Reproduce every record exactly as it appears, but not the pictures.
--- Entries supplied ---
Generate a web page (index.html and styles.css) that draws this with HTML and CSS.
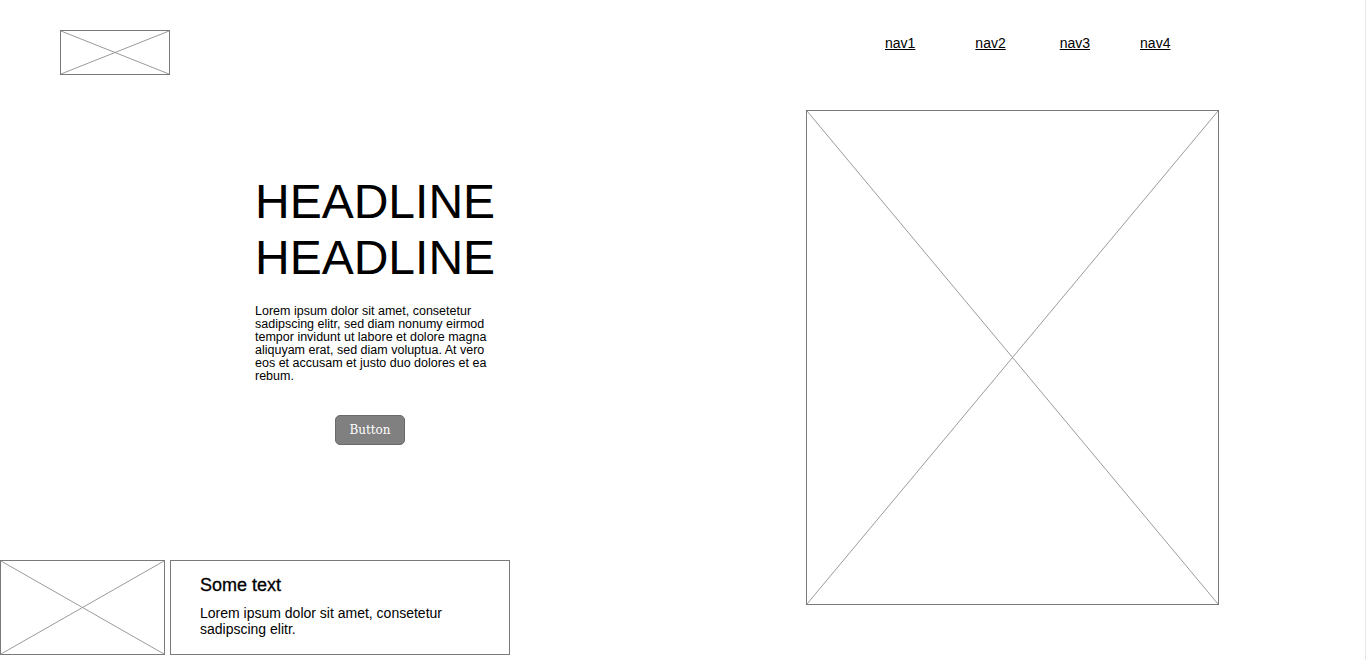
FILE: index.html
```html
<!DOCTYPE html>
<html lang="en">
<head>
<meta charset="utf-8">
<title>Wireframe</title>
<link rel="stylesheet" href="styles.css">
</head>
<body>
<div class="page">
  <div class="left">
    <div class="ph logo">
      <svg viewBox="0 0 100 100" preserveAspectRatio="none"><line x1="0" y1="0" x2="100" y2="100"/><line x1="100" y1="0" x2="0" y2="100"/></svg>
    </div>
    <section class="hero">
      <h1 class="headline">HEADLINE<br>HEADLINE</h1>
      <p class="lead">Lorem ipsum dolor sit amet, consetetur sadipscing elitr, sed diam nonumy eirmod tempor invidunt ut labore et dolore magna aliquyam erat, sed diam voluptua. At vero eos et accusam et justo duo dolores et ea rebum.</p>
      <button class="btn">Button</button>
    </section>
    <div class="cards">
      <div class="ph card-img">
        <svg viewBox="0 0 100 100" preserveAspectRatio="none"><line x1="0" y1="0" x2="100" y2="100"/><line x1="100" y1="0" x2="0" y2="100"/></svg>
      </div>
      <div class="card-text">
        <h2 class="card-title">Some text</h2>
        <p class="card-body">Lorem ipsum dolor sit amet, consetetur sadipscing elitr.</p>
      </div>
    </div>
  </div>
  <div class="right">
    <nav class="nav">
      <a href="#" class="nav-link n1">nav1</a>
      <a href="#" class="nav-link n2">nav2</a>
      <a href="#" class="nav-link n3">nav3</a>
      <a href="#" class="nav-link n4">nav4</a>
    </nav>
    <div class="ph big-img">
      <svg viewBox="0 0 100 100" preserveAspectRatio="none"><line x1="0" y1="0" x2="100" y2="100"/><line x1="100" y1="0" x2="0" y2="100"/></svg>
    </div>
  </div>
</div>
</body>
</html>
```
FILE: styles.css
```css
* { box-sizing: border-box; }
html, body { margin: 0; padding: 0; background: #fff; }
body { font-family: "Liberation Sans", Arial, sans-serif; color: #000; }

.page {
  width: 1366px;
  height: 660px;
  display: flex;
  border-right: 1px solid #e6e6e6;
  overflow: hidden;
}

.left {
  width: 806px;
  display: flex;
  flex-direction: column;
}

.ph {
  border: 1px solid #7a7a7a;
  background: #fff;
  position: relative;
}
.ph svg {
  display: block;
  width: 100%;
  height: 100%;
}
.ph svg line {
  stroke: #9a9a9a;
  stroke-width: 1;
  vector-effect: non-scaling-stroke;
}

.logo {
  width: 110px;
  height: 45px;
  margin: 30px 0 0 60px;
}

.hero {
  margin: 99px 0 0 255px;
  width: 245px;
  display: flex;
  flex-direction: column;
}
.headline {
  margin: 0;
  font-weight: normal;
  font-size: 48px;
  line-height: 56px;
}
.lead {
  margin: 19px 0 0;
  font-size: 12.5px;
  line-height: 13px;
  width: 240px;
}
.btn {
  margin: 32px 0 0 80px;
  width: 70px;
  height: 30px;
  background: #808080;
  border: 1px solid #6a6a6a;
  border-radius: 5px;
  color: #fff;
  font-family: "DejaVu Serif", "Liberation Serif", serif;
  font-size: 12px;
  padding: 0;
  align-self: flex-start;
}

.cards {
  margin-top: auto;
  margin-bottom: 5px;
  display: flex;
  gap: 5px;
  height: 95px;
}
.card-img {
  width: 165px;
  height: 95px;
}
.card-text {
  width: 340px;
  height: 95px;
  border: 1px solid #7a7a7a;
  padding: 14px 20px 0 29px;
}
.card-title {
  margin: 0;
  font-weight: normal;
  font-size: 18px;
  line-height: 20px;
  -webkit-text-stroke: 0.3px #000;
}
.card-body {
  margin: 10px 0 0;
  font-size: 14px;
  line-height: 16px;
}

.right {
  flex: 1;
  display: flex;
  flex-direction: column;
}
.nav {
  display: flex;
  margin-top: 35px;
  padding-left: 79px;
  height: 16px;
}
.nav-link {
  color: #000;
  font-size: 14px;
  line-height: 16px;
  text-decoration: underline;
}
.n2 { margin-left: 60px; }
.n3 { margin-left: 54px; }
.n4 { margin-left: 50px; }

.big-img {
  margin-top: 59px;
  width: 413px;
  height: 495px;
}
```
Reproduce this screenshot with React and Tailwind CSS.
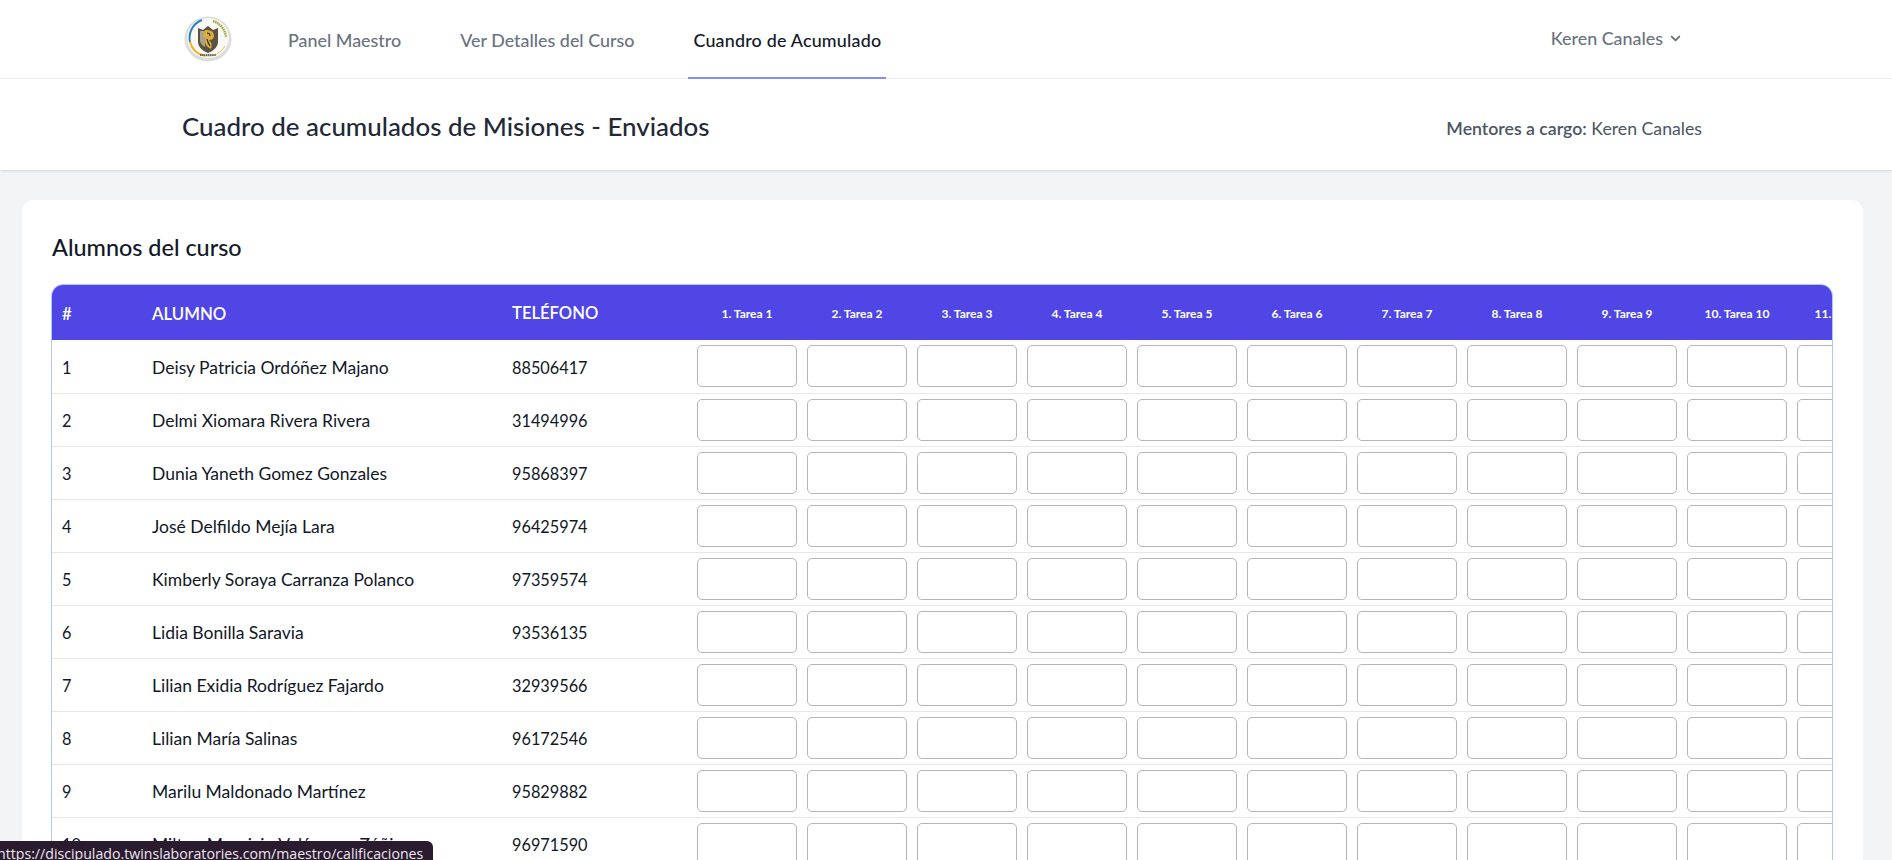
---
Written answer:
Generate a web page (index.html and styles.css) that draws this with HTML and CSS.
FILE: index.html
```html
<!DOCTYPE html>
<html lang="en">
<head>
<meta charset="utf-8">
<title>Wireframe</title>
<link rel="stylesheet" href="styles.css">
</head>
<body>
<div class="page">
  <div class="left">
    <div class="ph logo">
      <svg viewBox="0 0 100 100" preserveAspectRatio="none"><line x1="0" y1="0" x2="100" y2="100"/><line x1="100" y1="0" x2="0" y2="100"/></svg>
    </div>
    <section class="hero">
      <h1 class="headline">HEADLINE<br>HEADLINE</h1>
      <p class="lead">Lorem ipsum dolor sit amet, consetetur sadipscing elitr, sed diam nonumy eirmod tempor invidunt ut labore et dolore magna aliquyam erat, sed diam voluptua. At vero eos et accusam et justo duo dolores et ea rebum.</p>
      <button class="btn">Button</button>
    </section>
    <div class="cards">
      <div class="ph card-img">
        <svg viewBox="0 0 100 100" preserveAspectRatio="none"><line x1="0" y1="0" x2="100" y2="100"/><line x1="100" y1="0" x2="0" y2="100"/></svg>
      </div>
      <div class="card-text">
        <h2 class="card-title">Some text</h2>
        <p class="card-body">Lorem ipsum dolor sit amet, consetetur sadipscing elitr.</p>
      </div>
    </div>
  </div>
  <div class="right">
    <nav class="nav">
      <a href="#" class="nav-link n1">nav1</a>
      <a href="#" class="nav-link n2">nav2</a>
      <a href="#" class="nav-link n3">nav3</a>
      <a href="#" class="nav-link n4">nav4</a>
    </nav>
    <div class="ph big-img">
      <svg viewBox="0 0 100 100" preserveAspectRatio="none"><line x1="0" y1="0" x2="100" y2="100"/><line x1="100" y1="0" x2="0" y2="100"/></svg>
    </div>
  </div>
</div>
</body>
</html>
```
FILE: styles.css
```css
* { box-sizing: border-box; }
html, body { margin: 0; padding: 0; background: #fff; }
body { font-family: "Liberation Sans", Arial, sans-serif; color: #000; }

.page {
  width: 1366px;
  height: 660px;
  display: flex;
  border-right: 1px solid #e6e6e6;
  overflow: hidden;
}

.left {
  width: 806px;
  display: flex;
  flex-direction: column;
}

.ph {
  border: 1px solid #7a7a7a;
  background: #fff;
  position: relative;
}
.ph svg {
  display: block;
  width: 100%;
  height: 100%;
}
.ph svg line {
  stroke: #9a9a9a;
  stroke-width: 1;
  vector-effect: non-scaling-stroke;
}

.logo {
  width: 110px;
  height: 45px;
  margin: 30px 0 0 60px;
}

.hero {
  margin: 99px 0 0 255px;
  width: 245px;
  display: flex;
  flex-direction: column;
}
.headline {
  margin: 0;
  font-weight: normal;
  font-size: 48px;
  line-height: 56px;
}
.lead {
  margin: 19px 0 0;
  font-size: 12.5px;
  line-height: 13px;
  width: 240px;
}
.btn {
  margin: 32px 0 0 80px;
  width: 70px;
  height: 30px;
  background: #808080;
  border: 1px solid #6a6a6a;
  border-radius: 5px;
  color: #fff;
  font-family: "DejaVu Serif", "Liberation Serif", serif;
  font-size: 12px;
  padding: 0;
  align-self: flex-start;
}

.cards {
  margin-top: auto;
  margin-bottom: 5px;
  display: flex;
  gap: 5px;
  height: 95px;
}
.card-img {
  width: 165px;
  height: 95px;
}
.card-text {
  width: 340px;
  height: 95px;
  border: 1px solid #7a7a7a;
  padding: 14px 20px 0 29px;
}
.card-title {
  margin: 0;
  font-weight: normal;
  font-size: 18px;
  line-height: 20px;
  -webkit-text-stroke: 0.3px #000;
}
.card-body {
  margin: 10px 0 0;
  font-size: 14px;
  line-height: 16px;
}

.right {
  flex: 1;
  display: flex;
  flex-direction: column;
}
.nav {
  display: flex;
  margin-top: 35px;
  padding-left: 79px;
  height: 16px;
}
.nav-link {
  color: #000;
  font-size: 14px;
  line-height: 16px;
  text-decoration: underline;
}
.n2 { margin-left: 60px; }
.n3 { margin-left: 54px; }
.n4 { margin-left: 50px; }

.big-img {
  margin-top: 59px;
  width: 413px;
  height: 495px;
}
```
Reproduce this screenshot with React and Tailwind CSS.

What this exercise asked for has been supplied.